Las seis de la mañana. Debido a la carnicería que está teniendo lugar en mi dormitorio a manos de mi hermano, el Asesino de Mosquitos me hallo en la terraza contemplando no solo las picaduras que esos malditos “chupasangre” (y no hablo de vampiros) me han hecho y que también nos han privado de nuestro sueño; sino también las olas del mar y sobre todo el horizonte a punto de recibir al sol.

¿Cómo describirlo? Quizás sea por la perfecta armonía que guardan los colores del amanecer. O puede que sea por lo a gusto que estaría contemplando el espectáculo desde la cómoda y cálida arena de la playa, y no desde una escueta hamaca a punto de quebrarse. O también sea por las sombras y los reflejos que este maldito sol impone al escenario. No lo sé, pero todo es excepcionalmente bello.
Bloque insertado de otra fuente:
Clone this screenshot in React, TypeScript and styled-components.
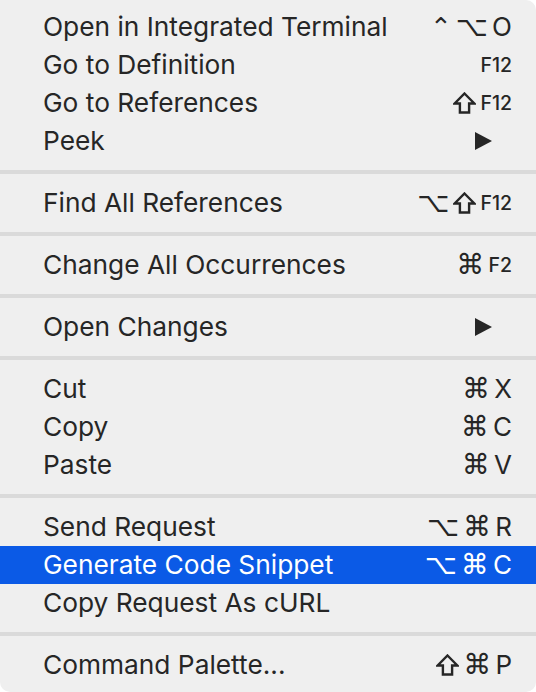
import React from "react"
import styled, { createGlobalStyle } from "styled-components"

const GlobalStyle = createGlobalStyle`
    html, body {
        margin: 0;
        padding: 0;
        background: #ffffff;
    }
`

const MenuStyled = styled.div`
    width: 536px;
    height: 692px;
    box-sizing: border-box;
    padding: 8px 0;
    background-color: #efefef;
    border-radius: 0 10px 10px 10px;
    font-family: "Inter", "Liberation Sans", sans-serif;
    color: #262626;
    overflow: hidden;
`

const ItemStyled = styled.div<{ $active?: boolean }>`
    display: flex;
    align-items: center;
    justify-content: space-between;
    height: 38px;
    padding: 0 24px 1px 43px;
    box-sizing: border-box;
    font-size: 26.3px;
    background-color: ${({ $active }) => ($active ? "#0b5ae6" : "transparent")};
    color: ${({ $active }) => ($active ? "#ffffff" : "#262626")};
`

const LabelStyled = styled.span`
    white-space: nowrap;
`

const ShortcutStyled = styled.span`
    display: flex;
    align-items: center;
    gap: 4px;
    font-size: 26px;
`

const KeyGlyph = styled.span<{ $size?: number }>`
    font-family: "DejaVu Sans", sans-serif;
    font-size: ${({ $size }) => $size ?? 28}px;
    line-height: 1;
`

const ShiftIcon = styled.svg`
    width: 23px;
    height: 22px;
    fill: none;
    stroke: currentColor;
    stroke-width: 2.3;
    stroke-linejoin: miter;
`

const FnKey = styled.span`
    font-size: 19.5px;
    font-weight: 500;
`

const ArrowStyled = styled.svg`
    width: 17px;
    height: 18px;
    margin-right: 20px;
    fill: currentColor;
`

const SeparatorStyled = styled.div`
    height: 4px;
    margin: 10px 0;
    background-color: #dadada;
`

type Item = {
    label: string
    keys?: string[]
    fn?: string
    submenu?: boolean
    active?: boolean
}

const groups: Item[][] = [
    [
        { label: "Open in Integrated Terminal", keys: ["⌃", "⌥", "O"] },
        { label: "Go to Definition", fn: "F12" },
        { label: "Go to References", keys: ["⇧"], fn: "F12" },
        { label: "Peek", submenu: true },
    ],
    [{ label: "Find All References", keys: ["⌥", "⇧"], fn: "F12" }],
    [{ label: "Change All Occurrences", keys: ["⌘"], fn: "F2" }],
    [{ label: "Open Changes", submenu: true }],
    [
        { label: "Cut", keys: ["⌘", "X"] },
        { label: "Copy", keys: ["⌘", "C"] },
        { label: "Paste", keys: ["⌘", "V"] },
    ],
    [
        { label: "Send Request", keys: ["⌥", "⌘", "R"] },
        { label: "Generate Code Snippet", keys: ["⌥", "⌘", "C"], active: true },
        { label: "Copy Request As cURL" },
    ],
    [{ label: "Command Palette...", keys: ["⇧", "⌘", "P"] }],
]

// glyph sizes tuned per symbol so they read like the mac menu glyphs
const glyphSize: Record<string, number> = { "⌃": 26, "⌥": 28, "⌘": 28 }

const Key = ({ k }: { k: string }) => {
    if (k === "⇧") {
        return (
            <ShiftIcon viewBox="0 0 22 21" aria-label="Shift">
                <path d="M11 1.4 L20.4 11 H15.4 V19.6 H6.6 V11 H1.6 Z" />
            </ShiftIcon>
        )
    }
    if (glyphSize[k]) return <KeyGlyph $size={glyphSize[k]}>{k}</KeyGlyph>
    return <span>{k}</span>
}

const MenuItem = ({ item }: { item: Item }) => (
    <ItemStyled $active={item.active}>
        <LabelStyled>{item.label}</LabelStyled>
        {item.submenu ? (
            <ArrowStyled viewBox="0 0 17 18">
                <polygon points="0,0 17,9 0,18" />
            </ArrowStyled>
        ) : (
            <ShortcutStyled>
                {item.keys?.map((k, i) => <Key key={i} k={k} />)}
                {item.fn && <FnKey>{item.fn}</FnKey>}
            </ShortcutStyled>
        )}
    </ItemStyled>
)

export default function App() {
    return (
        <>
            <GlobalStyle />
            <MenuStyled>
                {groups.map((group, gi) => (
                    <React.Fragment key={gi}>
                        {gi > 0 && <SeparatorStyled />}
                        {group.map((item) => (
                            <MenuItem key={item.label} item={item} />
                        ))}
                    </React.Fragment>
                ))}
            </MenuStyled>
        </>
    )
}
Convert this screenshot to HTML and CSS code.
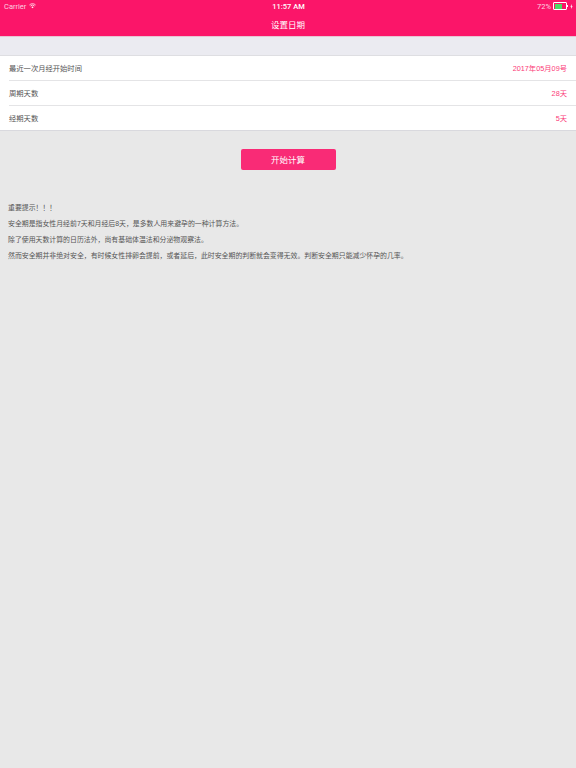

Adoro ver amanecer, para mí es un lujo que desgraciadamente el sueño y la ebriedad hacen inasequible, pero siempre que tengo la oportunidad, disfruto de cada segundo y de las olas que surgen en los suspiros de esos segundos.
No puedo decir que prefiera el día a la noche, es un hecho que a todos nos gusta caminar con la luna. Pero nadie puede negar la magia de ver amanecer.
Es un momento que puedes hacer tuyo o de todos, pero no deja de ser tu momento. El momento meterte en el mar y bailar entre las olas al compás de los rayos del sol o de huir, correr y esconderte de ellos para siempre.
Es nuestra decisión, si vivir el momento o no.
¡Ya no aguanto más este “sindios”! ¡Necesito volver a soñar con las olas! ¡Quiero dejarme llevar por ellas!